* Written instruction
Leave out the pictures; transcribe all else exactly.
------ Data
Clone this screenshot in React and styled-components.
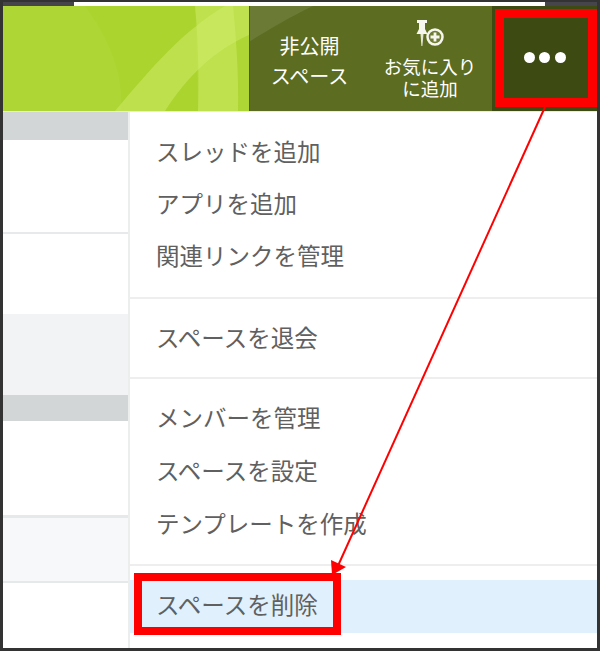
import React from 'react'
import styled, { createGlobalStyle } from 'styled-components'

const GlobalStyle = createGlobalStyle`
  html, body { margin: 0; padding: 0; background: #fff; }
  body { font-family: "Noto Sans CJK JP", "Noto Sans", sans-serif; }
`

const Frame = styled.div`
  position: relative;
  width: 600px;
  height: 651px;
  box-sizing: border-box;
  border: 3px solid #333333;
  border-top-width: 2px;
  display: flex;
  flex-direction: column;
  overflow: hidden;
  background: #fff;
`
const TopStrip = styled.div`
  height: 4px;
  flex: none;
  display: flex;
  background: #fff;
`
const StripEnd = styled.div`
  width: ${p => p.$w}px;
  background: #45454b;
`
const StripFill = styled.div`
  flex: 1;
  background: #fff;
`
const Header = styled.header`
  height: 105px;
  flex: none;
  display: flex;
  position: relative;
  background: #aed634;
  border-bottom: 1px solid #e6e8f2;
`
const Swoosh = styled.svg`
  position: absolute;
  inset: 0;
  width: 594px;
  height: 105px;
`
const HeaderSpacer = styled.div`
  width: 246px;
  flex: none;
`
const HeaderButton = styled.div`
  position: relative;
  width: ${p => p.$w}px;
  flex: none;
  display: flex;
  flex-direction: column;
  align-items: center;
  justify-content: ${p => (p.$top ? 'flex-start' : 'center')};
  padding: ${p => p.$pad || '0'};
  box-sizing: border-box;
  color: #fff;
  text-align: center;
  font-size: ${p => p.$size}px;
  line-height: ${p => p.$line}px;
`
const MoreButton = styled.div`
  position: relative;
  flex: 1;
  background: #3d4a12;
  display: flex;
  align-items: center;
  justify-content: center;
  gap: 4.5px;
  padding-bottom: 3px;
`
const Dot = styled.span`
  width: 11px;
  height: 11px;
  border-radius: 50%;
  background: #fff;
`
const PinIcon = styled.svg`
  width: 32px;
  height: 30px;
  flex: none;
  margin-bottom: 6px;
  margin-left: 2px;
`
const Body = styled.div`
  flex: 1;
  display: flex;
  min-height: 0;
`
const SideColumn = styled.div`
  width: 125px;
  flex: none;
  display: flex;
  flex-direction: column;
  border-right: 2px solid #eceeee;
`
const SideBlock = styled.div`
  height: ${p => p.$h}px;
  flex: none;
  background: ${p => p.$bg};
`
const Menu = styled.ul`
  flex: 1;
  margin: 0;
  padding: 13px 0 0;
  list-style: none;
  display: flex;
  flex-direction: column;
`
const MenuItem = styled.li`
  height: ${p => p.$h || 52}px;
  box-sizing: border-box;
  flex: none;
  display: flex;
  align-items: center;
  padding: 0 0 ${p => (p.$active ? 5 : 0)}px 26px;
  font-size: 23.5px;
  color: #606060;
  background: ${p => (p.$active ? '#e0f0fd' : 'transparent')};
`
const Divider = styled.li`
  height: 2px;
  flex: none;
  background: #eeeeee;
  margin: ${p => p.$before}px 0 ${p => p.$after}px;
`
const Highlight = styled.div`
  position: absolute;
  box-sizing: border-box;
  left: ${p => p.$x}px;
  top: ${p => p.$y}px;
  width: ${p => p.$w}px;
  height: ${p => p.$h}px;
  border: ${p => p.$b}px solid #ff0000;
`
const Arrow = styled.svg`
  position: absolute;
  left: -3px;
  top: -2px;
  width: 600px;
  height: 651px;
  pointer-events: none;
`

const App = () => {
  return (
    <Frame>
      <GlobalStyle />
      <TopStrip>
        <StripEnd $w={71} />
        <StripFill />
        <StripEnd $w={52} />
      </TopStrip>
      <Header>
        <Swoosh viewBox="0 0 594 105">
          <path d="M82 0 H192 L195 105 H118 C122 70 105 30 82 0 Z" fill="#abd42f" />
          <path d="M192 0 L230 0 C233 30 236 70 235 105 L195 105 C196 70 195 30 192 0 Z" fill="#d4f070" opacity="0.42" />
          <path d="M112 105 C150 60 180 25 222 0 L246 0 L246 29 C210 45 185 70 162 105 Z" fill="#d4f070" opacity="0.45" />
          <rect x="246" y="0" width="246" height="105" fill="#5c6c21" />
          <path d="M246 0 L310 0 C285 12 265 24 246 36 Z" fill="#6b7b35" />
          <rect x="246" y="0" width="1" height="105" fill="#505e1a" />
          <rect x="489" y="0" width="105" height="105" fill="#4d5a1a" />
        </Swoosh>
        <HeaderSpacer />
        <HeaderButton $w={119} $size={20} $line={30} $pad="4px 0 0 2px">
          <span>非公開</span>
          <span>スペース</span>
        </HeaderButton>
        <HeaderButton $w={124} $size={18.5} $line={22} $pad="13px 0 0" $top>
          <PinIcon viewBox="0 0 32 30">
            <path d="M2 1 H12 V4 H10 V10 L12.5 15 H1.5 L4 10 V4 H2 Z" fill="#f6f6ee" />
            <path d="M5.5 15 H8.5 L7.4 27 H6.4 Z" fill="#e4e6d6" />
            <circle cx="20" cy="18" r="7.5" fill="#6d7b36" stroke="#f6f6ee" strokeWidth="2.5" />
            <path d="M15.5 16.6 H18.6 V13.5 H21.4 V16.6 H24.5 V19.4 H21.4 V22.5 H18.6 V19.4 H15.5 Z" fill="#f6f6ee" />
          </PinIcon>
          <span>お気に入り</span>
          <span>に追加</span>
        </HeaderButton>
        <MoreButton>
          <Dot />
          <Dot />
          <Dot />
        </MoreButton>
      </Header>
      <Body>
        <SideColumn>
          <SideBlock $h={28} $bg="#d2d6d6" />
          <SideBlock $h={92} $bg="#ffffff" />
          <SideBlock $h={2} $bg="#e6eaea" />
          <SideBlock $h={80} $bg="#ffffff" />
          <SideBlock $h={81} $bg="#f2f3f5" />
          <SideBlock $h={26} $bg="#d2d6d6" />
          <SideBlock $h={94} $bg="#ffffff" />
          <SideBlock $h={3} $bg="#e6e9ea" />
          <SideBlock $h={63} $bg="#f7f8fa" />
          <SideBlock $h={2} $bg="#e6e9ea" />
          <SideBlock $h={65} $bg="#ffffff" />
        </SideColumn>
        <Menu>
          <MenuItem>スレッドを追加</MenuItem>
          <MenuItem>アプリを追加</MenuItem>
          <MenuItem>関連リンクを管理</MenuItem>
          <Divider $before={16} $after={12} />
          <MenuItem>スペースを退会</MenuItem>
          <Divider $before={14} $after={11} />
          <MenuItem $h={53}>メンバーを管理</MenuItem>
          <MenuItem $h={53}>スペースを設定</MenuItem>
          <MenuItem $h={53}>テンプレートを作成</MenuItem>
          <Divider $before={15} $after={14} />
          <MenuItem $h={53} $active>スペースを削除</MenuItem>
        </Menu>
      </Body>
      <Highlight $x={492} $y={7} $w={102} $h={98} $b={9} />
      <Highlight $x={131} $y={571} $w={207} $h={62} $b={8} />
      <Arrow viewBox="0 0 600 651">
        <line x1="545" y1="107" x2="337" y2="568" stroke="#ff0000" strokeWidth="2" />
        <polygon points="331,560 346,567 332,575" fill="#ff0000" />
      </Arrow>
    </Frame>
  )
}

export default App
------------
* Answer to the task
Clone this screenshot in React and styled-components.
import React from 'react'
import styled, { createGlobalStyle } from 'styled-components'

const GlobalStyle = createGlobalStyle`
  html, body { margin: 0; padding: 0; background: #fff; }
  body { font-family: "Noto Sans CJK JP", "Noto Sans", sans-serif; }
`

const Frame = styled.div`
  position: relative;
  width: 600px;
  height: 651px;
  box-sizing: border-box;
  border: 3px solid #333333;
  border-top-width: 2px;
  display: flex;
  flex-direction: column;
  overflow: hidden;
  background: #fff;
`
const TopStrip = styled.div`
  height: 4px;
  flex: none;
  display: flex;
  background: #fff;
`
const StripEnd = styled.div`
  width: ${p => p.$w}px;
  background: #45454b;
`
const StripFill = styled.div`
  flex: 1;
  background: #fff;
`
const Header = styled.header`
  height: 105px;
  flex: none;
  display: flex;
  position: relative;
  background: #aed634;
  border-bottom: 1px solid #e6e8f2;
`
const Swoosh = styled.svg`
  position: absolute;
  inset: 0;
  width: 594px;
  height: 105px;
`
const HeaderSpacer = styled.div`
  width: 246px;
  flex: none;
`
const HeaderButton = styled.div`
  position: relative;
  width: ${p => p.$w}px;
  flex: none;
  display: flex;
  flex-direction: column;
  align-items: center;
  justify-content: ${p => (p.$top ? 'flex-start' : 'center')};
  padding: ${p => p.$pad || '0'};
  box-sizing: border-box;
  color: #fff;
  text-align: center;
  font-size: ${p => p.$size}px;
  line-height: ${p => p.$line}px;
`
const MoreButton = styled.div`
  position: relative;
  flex: 1;
  background: #3d4a12;
  display: flex;
  align-items: center;
  justify-content: center;
  gap: 4.5px;
  padding-bottom: 3px;
`
const Dot = styled.span`
  width: 11px;
  height: 11px;
  border-radius: 50%;
  background: #fff;
`
const PinIcon = styled.svg`
  width: 32px;
  height: 30px;
  flex: none;
  margin-bottom: 6px;
  margin-left: 2px;
`
const Body = styled.div`
  flex: 1;
  display: flex;
  min-height: 0;
`
const SideColumn = styled.div`
  width: 125px;
  flex: none;
  display: flex;
  flex-direction: column;
  border-right: 2px solid #eceeee;
`
const SideBlock = styled.div`
  height: ${p => p.$h}px;
  flex: none;
  background: ${p => p.$bg};
`
const Menu = styled.ul`
  flex: 1;
  margin: 0;
  padding: 13px 0 0;
  list-style: none;
  display: flex;
  flex-direction: column;
`
const MenuItem = styled.li`
  height: ${p => p.$h || 52}px;
  box-sizing: border-box;
  flex: none;
  display: flex;
  align-items: center;
  padding: 0 0 ${p => (p.$active ? 5 : 0)}px 26px;
  font-size: 23.5px;
  color: #606060;
  background: ${p => (p.$active ? '#e0f0fd' : 'transparent')};
`
const Divider = styled.li`
  height: 2px;
  flex: none;
  background: #eeeeee;
  margin: ${p => p.$before}px 0 ${p => p.$after}px;
`
const Highlight = styled.div`
  position: absolute;
  box-sizing: border-box;
  left: ${p => p.$x}px;
  top: ${p => p.$y}px;
  width: ${p => p.$w}px;
  height: ${p => p.$h}px;
  border: ${p => p.$b}px solid #ff0000;
`
const Arrow = styled.svg`
  position: absolute;
  left: -3px;
  top: -2px;
  width: 600px;
  height: 651px;
  pointer-events: none;
`

const App = () => {
  return (
    <Frame>
      <GlobalStyle />
      <TopStrip>
        <StripEnd $w={71} />
        <StripFill />
        <StripEnd $w={52} />
      </TopStrip>
      <Header>
        <Swoosh viewBox="0 0 594 105">
          <path d="M82 0 H192 L195 105 H118 C122 70 105 30 82 0 Z" fill="#abd42f" />
          <path d="M192 0 L230 0 C233 30 236 70 235 105 L195 105 C196 70 195 30 192 0 Z" fill="#d4f070" opacity="0.42" />
          <path d="M112 105 C150 60 180 25 222 0 L246 0 L246 29 C210 45 185 70 162 105 Z" fill="#d4f070" opacity="0.45" />
          <rect x="246" y="0" width="246" height="105" fill="#5c6c21" />
          <path d="M246 0 L310 0 C285 12 265 24 246 36 Z" fill="#6b7b35" />
          <rect x="246" y="0" width="1" height="105" fill="#505e1a" />
          <rect x="489" y="0" width="105" height="105" fill="#4d5a1a" />
        </Swoosh>
        <HeaderSpacer />
        <HeaderButton $w={119} $size={20} $line={30} $pad="4px 0 0 2px">
          <span>非公開</span>
          <span>スペース</span>
        </HeaderButton>
        <HeaderButton $w={124} $size={18.5} $line={22} $pad="13px 0 0" $top>
          <PinIcon viewBox="0 0 32 30">
            <path d="M2 1 H12 V4 H10 V10 L12.5 15 H1.5 L4 10 V4 H2 Z" fill="#f6f6ee" />
            <path d="M5.5 15 H8.5 L7.4 27 H6.4 Z" fill="#e4e6d6" />
            <circle cx="20" cy="18" r="7.5" fill="#6d7b36" stroke="#f6f6ee" strokeWidth="2.5" />
            <path d="M15.5 16.6 H18.6 V13.5 H21.4 V16.6 H24.5 V19.4 H21.4 V22.5 H18.6 V19.4 H15.5 Z" fill="#f6f6ee" />
          </PinIcon>
          <span>お気に入り</span>
          <span>に追加</span>
        </HeaderButton>
        <MoreButton>
          <Dot />
          <Dot />
          <Dot />
        </MoreButton>
      </Header>
      <Body>
        <SideColumn>
          <SideBlock $h={28} $bg="#d2d6d6" />
          <SideBlock $h={92} $bg="#ffffff" />
          <SideBlock $h={2} $bg="#e6eaea" />
          <SideBlock $h={80} $bg="#ffffff" />
          <SideBlock $h={81} $bg="#f2f3f5" />
          <SideBlock $h={26} $bg="#d2d6d6" />
          <SideBlock $h={94} $bg="#ffffff" />
          <SideBlock $h={3} $bg="#e6e9ea" />
          <SideBlock $h={63} $bg="#f7f8fa" />
          <SideBlock $h={2} $bg="#e6e9ea" />
          <SideBlock $h={65} $bg="#ffffff" />
        </SideColumn>
        <Menu>
          <MenuItem>スレッドを追加</MenuItem>
          <MenuItem>アプリを追加</MenuItem>
          <MenuItem>関連リンクを管理</MenuItem>
          <Divider $before={16} $after={12} />
          <MenuItem>スペースを退会</MenuItem>
          <Divider $before={14} $after={11} />
          <MenuItem $h={53}>メンバーを管理</MenuItem>
          <MenuItem $h={53}>スペースを設定</MenuItem>
          <MenuItem $h={53}>テンプレートを作成</MenuItem>
          <Divider $before={15} $after={14} />
          <MenuItem $h={53} $active>スペースを削除</MenuItem>
        </Menu>
      </Body>
      <Highlight $x={492} $y={7} $w={102} $h={98} $b={9} />
      <Highlight $x={131} $y={571} $w={207} $h={62} $b={8} />
      <Arrow viewBox="0 0 600 651">
        <line x1="545" y1="107" x2="337" y2="568" stroke="#ff0000" strokeWidth="2" />
        <polygon points="331,560 346,567 332,575" fill="#ff0000" />
      </Arrow>
    </Frame>
  )
}

export default App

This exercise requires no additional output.